In the first experiment (Selectivity and invariance), they only showed the accuracy. However, I am more interested in the confusion matrix. Is there some rotation angles that are more difficult to tell from others? For instance, it is easy to tell the left side from the right side of a car based on the shape. But it is relatively more difficult to tell the front from the rear because there is less detail to distinguish. The same type of digging can be done on camera view or lighting.
In the second experiment (Knowledge transfer), I have a question about the rotation experiment. The rotation angle is relative rather than absolute. Predicting the rotation of an unseen object without stating the front is questionable. Thinking outside the box, maybe we should prediction the rotation angle between two images rather than judging from one image. There is few advantage to do that:
1. Circular label. If we output the rotation angle from one image in the regression way, namely the output is a real number, then we disconnect the relationship between 0 degree and 359 degree. If we output the rotation angle in a classification way, then we cut of the relationship between every two neighbor angles. You can shuffle all angle slots and it performs the same. However, if a relative angle system is introduced, we can alleviate this problem by taking two images as input.
2. Generalize the rotation. The procedure of rotation is different when starting from a different angle. Teaching the network the rotation from various start points may be more general than recognizing the appearance of at different angles.
In the third experiment (Systematic and random sampling), I think the uniform sampling should be compared. Uniform sampling takes samples uniformly according to parameters. For instance, if only 4 samples are taken, we should take images of 0, 90, 280, and 270 degree, while systematic strategy would take images of 0, 1, 2, and 3 degree. I believe uniform sampling might at least perform as well as the random strategy since it also covers all the situation.
In the fourth experiment (Domain adaptation), I think the decline of performance after pretraining is unacceptable. Classical adaptation methods, like MMD, should be applied to adjust the domain shift.

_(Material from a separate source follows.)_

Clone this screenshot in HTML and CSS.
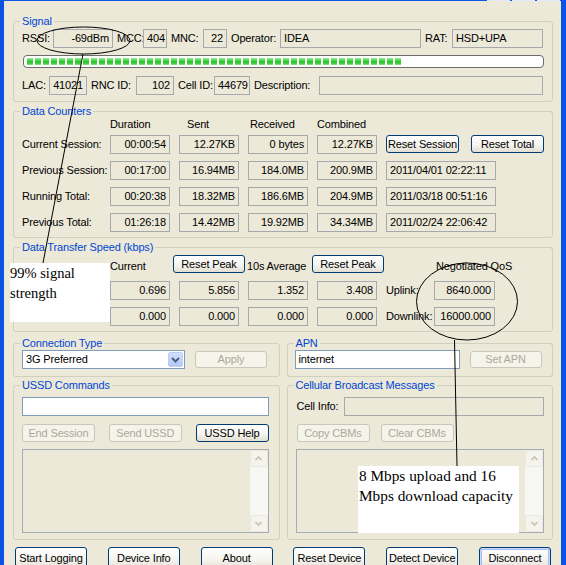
FILE: index.html
```html
<!DOCTYPE html>
<html lang="en">
<head>
    <meta charset="UTF-8">
    <meta name="viewport" content="width=device-width, initial-scale=1.0">
    <title>Connection Manager</title>
    <link rel="stylesheet" href="styles.css">
</head>
<body>
    <div class="titlebar">
        <span class="tb-btn"></span>
        <span class="tb-btn"></span>
        <span class="tb-btn"></span>
    </div>

    <div class="client">
        <!-- Signal -->
        <fieldset class="group">
            <legend>Signal</legend>
            <div class="gbody sig-body">
                <div class="sig-row1">
                    <span class="lbl flush">RSSI:</span>
                    <span class="box num">-69dBm</span>
                    <span class="lbl">MCC:</span>
                    <span class="box num">404</span>
                    <span class="lbl">MNC:</span>
                    <span class="box num">22</span>
                    <span class="lbl">Operator:</span>
                    <span class="box">IDEA</span>
                    <span class="lbl">RAT:</span>
                    <span class="box">HSD+UPA</span>
                </div>
                <div class="progress"><div class="progress-fill"></div></div>
                <div class="sig-row3">
                    <span class="lbl flush">LAC:</span>
                    <span class="box num">41021</span>
                    <span class="lbl">RNC ID:</span>
                    <span class="box num">102</span>
                    <span class="lbl">Cell ID:</span>
                    <span class="box num">44679</span>
                    <span class="lbl">Description:</span>
                    <span class="box"></span>
                </div>
            </div>
        </fieldset>

        <!-- Data Counters -->
        <fieldset class="group gap-top">
            <legend>Data Counters</legend>
            <div class="gbody dc-body">
                <div class="dc-head">
                    <span></span>
                    <span>Duration</span>
                    <span class="hd-sent">Sent</span>
                    <span class="hd-recv">Received</span>
                    <span>Combined</span>
                </div>
                <div class="dc-grid">
                    <span class="lbl flush">Current Session:</span>
                    <span class="box num">00:00:54</span>
                    <span class="box num">12.27KB</span>
                    <span class="box num">0 bytes</span>
                    <span class="box num">12.27KB</span>
                    <button class="btn">Reset Session</button>
                    <button class="btn reset-total">Reset Total</button>

                    <span class="lbl flush">Previous Session:</span>
                    <span class="box num">00:17:00</span>
                    <span class="box num">16.94MB</span>
                    <span class="box num">184.0MB</span>
                    <span class="box num">200.9MB</span>
                    <span class="box date">2011/04/01 02:22:11</span>

                    <span class="lbl flush">Running Total:</span>
                    <span class="box num">00:20:38</span>
                    <span class="box num">18.32MB</span>
                    <span class="box num">186.6MB</span>
                    <span class="box num">204.9MB</span>
                    <span class="box date">2011/03/18 00:51:16</span>

                    <span class="lbl flush">Previous Total:</span>
                    <span class="box num">01:26:18</span>
                    <span class="box num">14.42MB</span>
                    <span class="box num">19.92MB</span>
                    <span class="box num">34.34MB</span>
                    <span class="box date">2011/02/24 22:06:42</span>
                </div>
            </div>
        </fieldset>

        <!-- Data Transfer Speed -->
        <fieldset class="group gap-top">
            <legend>Data Transfer Speed (kbps)</legend>
            <div class="gbody dts-body">
                <div class="dts-head">
                    <span></span>
                    <span>Current</span>
                    <button class="btn">Reset Peak</button>
                    <span class="avg">10s Average</span>
                    <button class="btn">Reset Peak</button>
                    <span class="qos">Negotiated QoS</span>
                </div>
                <div class="dts-grid">
                    <span></span>
                    <span class="box num">0.696</span>
                    <span class="box num">5.856</span>
                    <span class="box num">1.352</span>
                    <span class="box num">3.408</span>
                    <span class="lbl flush">Uplink:</span>
                    <span class="box num">8640.000</span>

                    <span></span>
                    <span class="box num">0.000</span>
                    <span class="box num">0.000</span>
                    <span class="box num">0.000</span>
                    <span class="box num">0.000</span>
                    <span class="lbl flush">Downlink:</span>
                    <span class="box num">16000.000</span>
                </div>
            </div>
        </fieldset>

        <div class="columns">
            <div class="col">
                <fieldset class="group">
                    <legend>Connection Type</legend>
                    <div class="gbody ct-body">
                        <div class="combo">
                            <span class="combo-text">3G Preferred</span>
                            <span class="combo-btn">
                                <svg width="9" height="6" viewBox="0 0 9 6"><path d="M1 1 L4.5 4.5 L8 1" fill="none" stroke="#4d6185" stroke-width="2"/></svg>
                            </span>
                        </div>
                        <button class="btn" disabled>Apply</button>
                    </div>
                </fieldset>

                <fieldset class="group">
                    <legend>USSD Commands</legend>
                    <div class="gbody ussd-body">
                        <div class="edit"></div>
                        <div class="btn-row spread">
                            <button class="btn" disabled>End Session</button>
                            <button class="btn" disabled>Send USSD</button>
                            <button class="btn">USSD Help</button>
                        </div>
                        <div class="memo">
                            <div class="scroll">
                                <span class="scroll-btn"><svg width="7" height="5" viewBox="0 0 7 5"><path d="M0.5 4 L3.5 1 L6.5 4" fill="none" stroke="#c6c3b5" stroke-width="1.6"/></svg></span>
                                <span class="scroll-btn"><svg width="7" height="5" viewBox="0 0 7 5"><path d="M0.5 1 L3.5 4 L6.5 1" fill="none" stroke="#c6c3b5" stroke-width="1.6"/></svg></span>
                            </div>
                        </div>
                    </div>
                </fieldset>
            </div>

            <div class="col">
                <fieldset class="group">
                    <legend>APN</legend>
                    <div class="gbody apn-body">
                        <div class="edit apn-edit">internet</div>
                        <button class="btn" disabled>Set APN</button>
                    </div>
                </fieldset>

                <fieldset class="group">
                    <legend>Cellular Broadcast Messages</legend>
                    <div class="gbody cbm-body">
                        <div class="cell-row">
                            <span class="lbl cell-lbl">Cell Info:</span>
                            <span class="box"></span>
                        </div>
                        <div class="btn-row left">
                            <button class="btn" disabled>Copy CBMs</button>
                            <button class="btn" disabled>Clear CBMs</button>
                        </div>
                        <div class="memo">
                            <div class="scroll">
                                <span class="scroll-btn"><svg width="7" height="5" viewBox="0 0 7 5"><path d="M0.5 4 L3.5 1 L6.5 4" fill="none" stroke="#c6c3b5" stroke-width="1.6"/></svg></span>
                                <span class="scroll-btn"><svg width="7" height="5" viewBox="0 0 7 5"><path d="M0.5 1 L3.5 4 L6.5 1" fill="none" stroke="#c6c3b5" stroke-width="1.6"/></svg></span>
                            </div>
                        </div>
                    </div>
                </fieldset>
            </div>
        </div>

        <div class="bottom-bar">
            <button class="btn">Start Logging</button>
            <button class="btn">Device Info</button>
            <button class="btn">About</button>
            <button class="btn">Reset Device</button>
            <button class="btn">Detect Device</button>
            <button class="btn default">Disconnect</button>
        </div>
    </div>

    <!-- hand drawn notes on top of the screenshot -->
    <svg class="notes" width="566" height="565" viewBox="0 0 566 565">
        <ellipse cx="83.5" cy="40.5" rx="46.5" ry="13.5" fill="none" stroke="#000" stroke-width="1"/>
        <line x1="83" y1="54" x2="43" y2="263" stroke="#000" stroke-width="1"/>
        <ellipse cx="467" cy="301.5" rx="50.5" ry="38.5" fill="none" stroke="#000" stroke-width="1"/>
        <line x1="454.5" y1="340" x2="457" y2="466" stroke="#000" stroke-width="1"/>
    </svg>
    <div class="note note-signal">99% signal strength</div>
    <div class="note note-qos">8 Mbps upload and 16 Mbps download capacity</div>
</body>
</html>
```

FILE: styles.css
```css
* {
    box-sizing: border-box;
}

html, body {
    margin: 0;
    height: 565px;
    overflow: hidden;
}

body {
    position: relative;
    display: flex;
    flex-direction: column;
    font-family: "Liberation Sans", Arial, sans-serif;
    font-size: 11px;
    line-height: 13px;
    letter-spacing: -0.15px;
    color: #000;
    background: #0a52e2;
}

/* window frame */
.titlebar {
    height: 4px;
    display: flex;
    justify-content: flex-end;
    gap: 2px;
    padding-right: 6px;
    background: #0b56e6;
}

.tb-btn {
    width: 23px;
    background: #6f9af2;
    border: 1px solid #e4ecfc;
    border-top: none;
}

.client {
    flex: 1;
    margin: 0 5px 0 4px;
    padding: 14px 8px 0 9px;
    background: #ece9d8;
}

/* group boxes */
.group {
    margin: 0;
    padding: 0;
    min-width: 0;
    border: 1px solid #d0d0bf;
    border-radius: 3px;
}

.group legend {
    margin-left: 6px;
    padding: 0 2px;
    color: #0046d5;
}

.gap-top {
    margin-top: 3px;
}

.gbody {
    padding: 0 8px 5px 8px;
}

.lbl {
    padding-left: 4px;
    line-height: 19px;
    white-space: nowrap;
}

.lbl.flush {
    padding-left: 0;
}

.box {
    height: 19px;
    padding: 0 3px;
    border: 1px solid #a5a9ae;
    background: #ece9d8;
    line-height: 17px;
    white-space: nowrap;
    overflow: hidden;
}

.num {
    text-align: right;
}

.btn {
    width: 73px;
    height: 18px;
    padding: 0;
    font: inherit;
    letter-spacing: inherit;
    color: #000;
    border: 1px solid #003c74;
    border-radius: 3px;
    background: linear-gradient(#ffffff, #f5f4ef 55%, #e2ded3);
}

.btn:disabled {
    color: #aca899;
    border-color: #c9c7ba;
    background: #f5f4ea;
}

.edit {
    height: 19px;
    padding: 0 3px;
    border: 1px solid #7f9db9;
    background: #fff;
    line-height: 17px;
}

/* signal */
.sig-body {
    padding-top: 1px;
    padding-bottom: 6px;
}

.sig-row1 {
    display: grid;
    grid-template-columns: 31px 60px 30px 24px 36px 24px 53px 141px 31px 91px;
}

.sig-row3 {
    display: grid;
    grid-template-columns: 27px 38px 49px 38px 40px 36px 69px 224px;
}

.progress {
    width: 521px;
    height: 13px;
    margin: 7px 0 8px 1px;
    padding: 2px 3px;
    border: 1px solid #6c6c6c;
    border-radius: 4px;
    background: #fff;
}

.progress-fill {
    width: 374px;
    height: 7px;
    background:
        repeating-linear-gradient(90deg, transparent 0 6px, #fff 6px 8px),
        linear-gradient(#9be99b, #34cb34 45%, #2ec22e 70%, #8ee28e);
}

/* data counters */
.dc-head,
.dc-grid {
    display: grid;
    grid-template-columns: 79px 60px 60px 60px 60px 73px 76px;
    column-gap: 9px;
}

.dc-head {
    margin-bottom: 4px;
}

.hd-sent {
    padding-left: 8px;
}

.hd-recv {
    padding-left: 2px;
}

.dc-grid {
    grid-auto-rows: 19px;
    row-gap: 7px;
}

.reset-total {
    justify-self: end;
}

.date {
    grid-column: 6 / 8;
    width: 110px;
}

/* data transfer speed */
.dts-body {
    padding-top: 1px;
}

.dts-head {
    display: grid;
    grid-template-columns: 88px 63px 72px 67px 72px auto;
    align-items: end;
    margin-bottom: 8px;
}

.dts-head .btn {
    width: 72px;
}

.dts-head .avg {
    padding-left: 2px;
}

.dts-head .qos {
    padding-left: 52px;
    white-space: nowrap;
}

.dts-grid {
    display: grid;
    grid-template-columns: 79px 60px 60px 60px 60px 39px 61px;
    grid-auto-rows: 19px;
    column-gap: 9px;
    row-gap: 7px;
}

/* lower panels */
.columns {
    display: grid;
    grid-template-columns: 1fr 1fr;
    column-gap: 7px;
    margin-top: 5px;
}

.col {
    display: flex;
    flex-direction: column;
    gap: 2px;
}

.ct-body,
.apn-body {
    display: flex;
    align-items: center;
    gap: 10px;
    padding-bottom: 7px;
}

.apn-body {
    padding-left: 7px;
}

.ct-body .btn,
.apn-body .btn {
    width: 72px;
    height: 17px;
}

.combo {
    display: flex;
    width: 163px;
    height: 19px;
    border: 1px solid #7f9db9;
    background: #fff;
}

.combo-text {
    flex: 1;
    padding-left: 3px;
    line-height: 17px;
}

.combo-btn {
    display: flex;
    align-items: center;
    justify-content: center;
    width: 15px;
    margin: 1px;
    border: 1px solid #bccdf3;
    border-radius: 2px;
    background: linear-gradient(#d2e0fd, #b3c8f5);
}

.apn-edit {
    width: 165px;
}

.ussd-body,
.cbm-body {
    padding: 5px 8px 6px 8px;
}

.ussd-body {
    padding-right: 10px;
}

.btn-row {
    display: flex;
    margin: 8px 0 7px;
}

.btn-row.spread {
    justify-content: space-between;
}

.btn-row.left {
    gap: 11px;
    padding-left: 1px;
}

.cell-row {
    display: grid;
    grid-template-columns: 48px 1fr;
}

.cell-lbl {
    padding-left: 1px;
}

.memo {
    display: flex;
    justify-content: flex-end;
    height: 84px;
    border: 1px solid #a5acb5;
    background: #ece9d8;
}

.scroll {
    display: flex;
    flex-direction: column;
    justify-content: space-between;
    width: 18px;
    background: #f7f7f3;
}

.scroll-btn {
    display: flex;
    align-items: center;
    justify-content: center;
    height: 17px;
    border: 1px solid #ebe9df;
    border-radius: 2px;
    background: #f4f3ec;
}

.bottom-bar {
    display: flex;
    justify-content: space-between;
    margin: 7px 2px 0;
}

.bottom-bar .btn {
    width: 72px;
    height: 23px;
}

.btn.default {
    box-shadow: inset 0 0 0 1px #c9dafb, inset 0 0 0 2px #a3bff3;
}

/* annotations */
.notes {
    position: absolute;
    left: 0;
    top: 0;
    pointer-events: none;
}

.note {
    position: absolute;
    background: #fff;
    color: #000;
    font-family: "Liberation Serif", "Times New Roman", serif;
    letter-spacing: 0;
}

.note-signal {
    left: 10px;
    top: 263px;
    width: 100px;
    height: 59px;
    font-size: 14.5px;
    line-height: 20px;
}

.note-qos {
    left: 358px;
    top: 466px;
    width: 161px;
    height: 67px;
    padding-left: 1px;
    font-size: 15.3px;
    line-height: 19.5px;
}
```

In the fifth experiment (Analysis of parameter learning order), in common settings, same samples should be sampled multiple times during the entire training procedure. They should provide the result in the setting (Multi-task likewise), where two kinds of data are mixed together during training. If the performance is as well as the rotation-camera setting, then their conclusion might be fragile. There is actually a sub-field to study the accumulation of knowledge, called “Incremental Learning”. Previous knowledge should be preserved when learning new knowledge, which contradicts with their fine-tuning method.

After all, this is an innovative and comprehensive attempt to study how the CNN handle different kinds of variances. Actually, more research can be conducted with this research. Of the top of my head, I want to propose a model that might be described as “continuous cognition”. I don’t know whether it is biologically logical but it might sound interesting: rather than using a single model to align the rotated object, we might use multiple models to work on different stages. For instance, when rotating a car, the 2D projection change most frequently when we move from flank to the front (or back). However, the projection of a rotated car remains relatively consistent as long as we are facing the flank or the front. That is to say, the change of information is not uniform during the rotation and we should locate our resources more wisely. Using a mono-model to align object from any angles may not be the optimal solution.